LangGraph4j提供了几种常用的CheckPointSaver实现,如上图。 可以先拿最简单的MemorySaver测试一下,基本用法如下:
static BaseCheckpointSaver getSaver() {
return new MemorySaver();
// return new FileSystemSaver(Path.of("output"), new ObjectStreamStateSerializer<>(MessagesState<String>::new));
// return new JsonFileSystemSaver(Path.of("output"));
}
static void startWithCheckpoint(BaseCheckpointSaver saver) throws Exception {
StateGraph<MessagesState<String>> graph = getGraph();
graph.addBeforeCallNodeHook((String node, MessagesState<String> data, RunnableConfig config) -> {
out.println("Before calling node: " + node + ", data: " + data.data());
return CompletableFuture.completedFuture(data.data());
});
//node-3进入前,被打断
CompileConfig cc = CompileConfig.builder()
.checkpointSaver(saver)
.interruptBefore("node-3")
.build();
RunnableConfig rc = RunnableConfig.builder().threadId("test-interrupt")
.build();
CompiledGraph<MessagesState<String>> workflow = graph.compile(cc);
//运行完后,最终只会输出[have a] - node-3被打断,执行中止
workflow.invoke(Map.of(), rc)
.ifPresent(state -> System.out.println(state.value(MESSAGES_STATE).orElse(null)));
}
static void recoverFromCheckpoint(BaseCheckpointSaver saver) throws Exception {
StateGraph<MessagesState<String>> graph = getGraph();
graph.addBeforeCallNodeHook((String node, MessagesState<String> data, RunnableConfig config) -> {
out.println("Before calling node: " + node + ", data: " + data.data());
return CompletableFuture.completedFuture(data.data());
});
CompileConfig cc = CompileConfig.builder()
.checkpointSaver(saver)
.interruptBefore("node-3")
.build();
RunnableConfig rc = RunnableConfig.builder().threadId("test-interrupt")
.build();
CompiledGraph<MessagesState<String>> workflow = graph.compile(cc);
//取出interrupt前的状态快照
StateSnapshot<MessagesState<String>> snapshot = workflow.getState(rc);
System.out.println("snapshot=>" + snapshot.state().data());
//将图的状态,更新到interrupt前的状态快照
RunnableConfig runnableConfig = workflow.updateState(rc, snapshot.state().data());
//从断点恢复运行
workflow.invoke(GraphInput.resume(), runnableConfig)

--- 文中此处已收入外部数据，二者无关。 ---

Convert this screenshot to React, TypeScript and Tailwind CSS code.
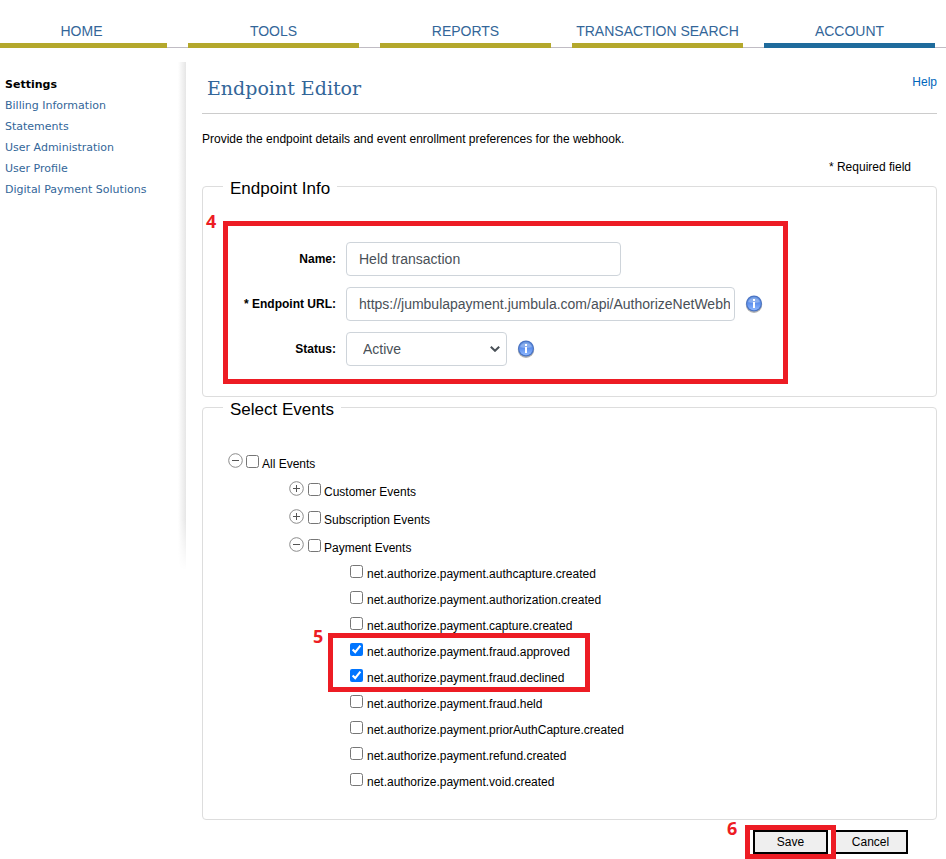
import type { ReactNode } from 'react';

const tabs = [
  { label: 'HOME', active: false },
  { label: 'TOOLS', active: false },
  { label: 'REPORTS', active: false },
  { label: 'TRANSACTION SEARCH', active: false },
  { label: 'ACCOUNT', active: true },
];

const settingsLinks = [
  'Billing Information',
  'Statements',
  'User Administration',
  'User Profile',
  'Digital Payment Solutions',
];

const paymentEvents = [
  { name: 'net.authorize.payment.authcapture.created', on: false },
  { name: 'net.authorize.payment.authorization.created', on: false },
  { name: 'net.authorize.payment.capture.created', on: false },
  { name: 'net.authorize.payment.fraud.approved', on: true },
  { name: 'net.authorize.payment.fraud.declined', on: true },
  { name: 'net.authorize.payment.fraud.held', on: false },
  { name: 'net.authorize.payment.priorAuthCapture.created', on: false },
  { name: 'net.authorize.payment.refund.created', on: false },
  { name: 'net.authorize.payment.void.created', on: false },
];

function InfoIcon({ id }: { id: string }) {
  return (
    <svg width="18" height="18" viewBox="0 0 18 18" role="img" aria-label="More information">
      <defs>
        <linearGradient id={id} x1="0" y1="0" x2="0" y2="1">
          <stop offset="0" stopColor="#6f9ae0" />
          <stop offset="0.5" stopColor="#5f91ee" />
          <stop offset="1" stopColor="#8fb8ff" />
        </linearGradient>
      </defs>
      <circle cx="9" cy="9.8" r="8.200" fill="#000" opacity="0.3" />
      <circle cx="9" cy="8.500" r="8" fill="#4a74c4" />
      <circle cx="9" cy="8.500" r="6.8" fill={`url(#${id})`} />
      <path d="M3.2 7a6 5 0 0 1 11.6 0q-5.800 2-11.600 0z" fill="#fff" opacity="0.25" />
      <rect x="8" y="4" width="2" height="2" fill="#fff" />
      <rect x="8" y="7" width="2" height="6" fill="#fff" />
    </svg>
  );
}

function Toggle({ open, label }: { open: boolean; label: string }) {
  return (
    <button type="button" aria-expanded={open} aria-label={label} className="mb-[7px] shrink-0">
      <svg width="15" height="15" viewBox="0 0 15 15" fill="none" className="block">
        <circle cx="7.5" cy="7.5" r="6.8" stroke="#8c8c8c" />
        <path d="M4 7.5h7" stroke="#555" />
        {!open && <path d="M7.500 4v7" stroke="#555" />}
      </svg>
    </button>
  );
}

function EventCheck({ id, label, on = false, wide = false }: { id: string; label: string; on?: boolean; wide?: boolean }) {
  return (
    <div className={wide ? 'flex items-center gap-1' : 'flex items-center gap-[3px]'}>
      <input id={id} type="checkbox" defaultChecked={on} className="mb-[5px] h-[13px] w-[13px] shrink-0" />
      <label htmlFor={id}>{label}</label>
    </div>
  );
}

function Group({ id, label, open, nested = false }: { id: string; label: string; open: boolean; nested?: boolean }) {
  return (
    <div className={nested ? 'flex h-7 items-center gap-1' : 'flex h-7 items-center gap-[3px]'}>
      <Toggle open={open} label={`Toggle ${label}`} />
      <EventCheck id={id} label={label} />
    </div>
  );
}

function Panel({ title, children }: { title: string; children: ReactNode }) {
  return (
    <fieldset className="-mt-[2px] min-w-0 rounded border border-[#dddddd]">
      <legend className="ml-5 px-[7px] pt-[6px] text-[17px] leading-[18px]">{title}</legend>
      {children}
    </fieldset>
  );
}

function Step({ n, className }: { n: number; className: string }) {
  return (
    <span className={className}>
      <b className="block font-[family-name:Noto_Sans,Open_Sans,sans-serif] text-lg leading-5 font-bold text-[#ed1c24]">{n}</b>
    </span>
  );
}

const control = 'h-[34px] rounded border border-[#ced4da] bg-white text-sm text-[#495057]';
const fieldLabel = 'w-[108px] shrink-0 text-right font-bold';
const action = 'h-6 w-[75px] border-2 border-black bg-[#efefef] text-center leading-5';

export default function App() {
  return (
    <div className='overflow-x-hidden bg-white pb-[5px] font-["Liberation_Sans",Arial,sans-serif] text-xs leading-4 text-black'>
      <nav className="border-b border-[#c0bcc4] pt-5">
        <div className="-mb-px -ml-1 mr-[11px] grid grid-cols-5 gap-[21px]">
          {tabs.map((tab) => (
            <a
              key={tab.label}
              href="#"
              className={
                tab.active
                  ? 'border-b-[5px] border-[#1f6b9c] pb-px text-center text-sm leading-[22px] whitespace-nowrap text-[#336699]'
                  : 'border-b-[5px] border-[#b4a82c] pb-px text-center text-sm leading-[22px] whitespace-nowrap text-[#336699]'
              }
            >
              {tab.label}
            </a>
          ))}
        </div>
      </nav>

      <div className="flex items-start pt-[14px]">
        <aside className="flex h-[508px] w-[186px] shrink-0 justify-between">
          <div className='pt-[13px] pl-[5px] font-["DejaVu_Sans",Verdana,sans-serif] text-[11px] whitespace-nowrap'>
            <h2 className="leading-5 font-bold">Settings</h2>
            <ul className="leading-[21px] text-[#336699]">
              {settingsLinks.map((link) => (
                <li key={link}>
                  <a href="#">{link}</a>
                </li>
              ))}
            </ul>
          </div>
          <div className="w-2 bg-linear-to-r from-white to-[#e6e6e6] mask-b-from-90%" />
        </aside>

        <main className="min-w-0 flex-1 pr-[9px] pl-4">
          <header className="flex h-[52px] justify-between border-b border-[#cccccc]">
            <h1 className='pl-[5px] font-["DejaVu_Serif",Georgia,serif] text-[19px] leading-[52px] text-[#336699]'>
              Endpoint Editor
            </h1>
            <a href="#" className="pt-3 text-[#0066bb]">
              Help
            </a>
          </header>
          <p className="mt-[17px]">Provide the endpoint details and event enrollment preferences for the webhook.</p>
          <p className="mt-3 mr-[26px] mb-px text-right">* Required field</p>

          <form>
            <Panel title="Endpoint Info">
              <div className="relative mx-5 mt-[23px] mb-3 max-w-[565px] border-[5px] border-[#ed1c24] pt-4 pb-[13px]">
                <Step n={4} className="absolute -top-[15px] -left-[22px]" />
                <div className="flex flex-col gap-[11px]">
                  <div className="flex items-center gap-[10px]">
                    <label htmlFor="name" className={fieldLabel}>
                      Name:
                    </label>
                    <input id="name" type="text" defaultValue="Held transaction" className={`${control} w-[275px] px-3`} />
                  </div>
                  <div className="flex items-center gap-[10px]">
                    <label htmlFor="url" className={fieldLabel}>
                      * Endpoint URL:
                    </label>
                    <input
                      id="url"
                      type="text"
                      defaultValue="https://jumbulapayment.jumbula.com/api/AuthorizeNetWebhook"
                      className={`${control} w-[389px] pr-1 pl-3`}
                    />
                    <InfoIcon id="info-url" />
                  </div>
                  <div className="flex items-center gap-[10px]">
                    <label htmlFor="status" className={fieldLabel}>
                      Status:
                    </label>
                    <div className="relative w-[161px]">
                      <select id="status" defaultValue="Active" className={`${control} block w-full appearance-none px-4`}>
                        <option>Active</option>
                        <option>Inactive</option>
                      </select>
                      <svg
                        width="10"
                        height="6"
                        viewBox="0 0 10 6"
                        fill="none"
                        className="pointer-events-none absolute top-[14px] right-[7px]"
                      >
                        <path d="M0.800 0.800L5 4.800L9.200 0.800" stroke="#495057" strokeWidth="2" />
                      </svg>
                    </div>
                    <InfoIcon id="info-status" />
                  </div>
                </div>
              </div>
            </Panel>

            <Panel title="Select Events">
              <div className="pt-[31px] pb-6 pl-[25px]">
                <Group id="all" label="All Events" open />
                <div className="pl-[61px]">
                  <Group id="customer" label="Customer Events" open={false} nested />
                  <Group id="subscription" label="Subscription Events" open={false} nested />
                  <Group id="payment" label="Payment Events" open nested />
                  <ul className="relative -mt-px pl-[61px]">
                    {paymentEvents.map((event) => (
                      <li key={event.name} className="flex h-[26px] items-center">
                        <EventCheck id={event.name} label={event.name} on={event.on} wide />
                      </li>
                    ))}
                    <li
                      aria-hidden="true"
                      className="pointer-events-none absolute top-[72px] left-[39px] h-[59px] w-[262px] border-[5px] border-[#ed1c24]"
                    >
                      <Step n={5} className="absolute -top-3 -left-5" />
                    </li>
                  </ul>
                </div>
              </div>
            </Panel>

            <div className="mt-[10px] mr-[29px] flex justify-end gap-[5px]">
              <div className="relative">
                <button type="button" className={`${action} block`}>
                  Save
                </button>
                <div className="pointer-events-none absolute -inset-x-2 -inset-y-[5px] border-[5px] border-[#ed1c24]">
                  <Step n={6} className="absolute -top-3 -left-[23px]" />
                </div>
              </div>
              <button type="button" className={action}>
                Cancel
              </button>
            </div>
          </form>
        </main>
      </div>
    </div>
  );
}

.ifPresent(state -> System.out.println(state.value(MESSAGES_STATE).orElse(null)));
}17行这里,在打断时,同时设置了CheckPointSaver,这样就能在将打断时的状态保存起来。
接下来的recoverFromCheckpoint方法中,行47将先前保存的状态取出来,然后更新到图中(相当于恢复打断前的现场),最后54行继续从断点处运行。
串在一起测试下:
public static void main(String[] args) throws Exception {
startWithoutCheckpoint();
out.println("\n------------------------\n");
BaseCheckpointSaver saver = getSaver();
startWithCheckpoint(saver);
out.println("\n------------------------\n");
recoverFromCheckpoint(saver);
}运行结果:
Before calling node: node-1, data: {messages=[]}
Before calling node: node-2, data: {messages=[have]}
[have, a]
------------------------
Before calling node: node-1, data: {messages=[]}
Before calling node: node-2, data: {messages=[have]}
[have, a]
------------------------
snapshot=>{messages=[have, a]}
Before calling node: node-3, data: {messages=[have, a]}
Before calling node: node-4, data: {messages=[have, a, good]}
[have, a, good, trip]13-16行的输出可以看出,node-3, node-4从断点处继续运行,直至结束。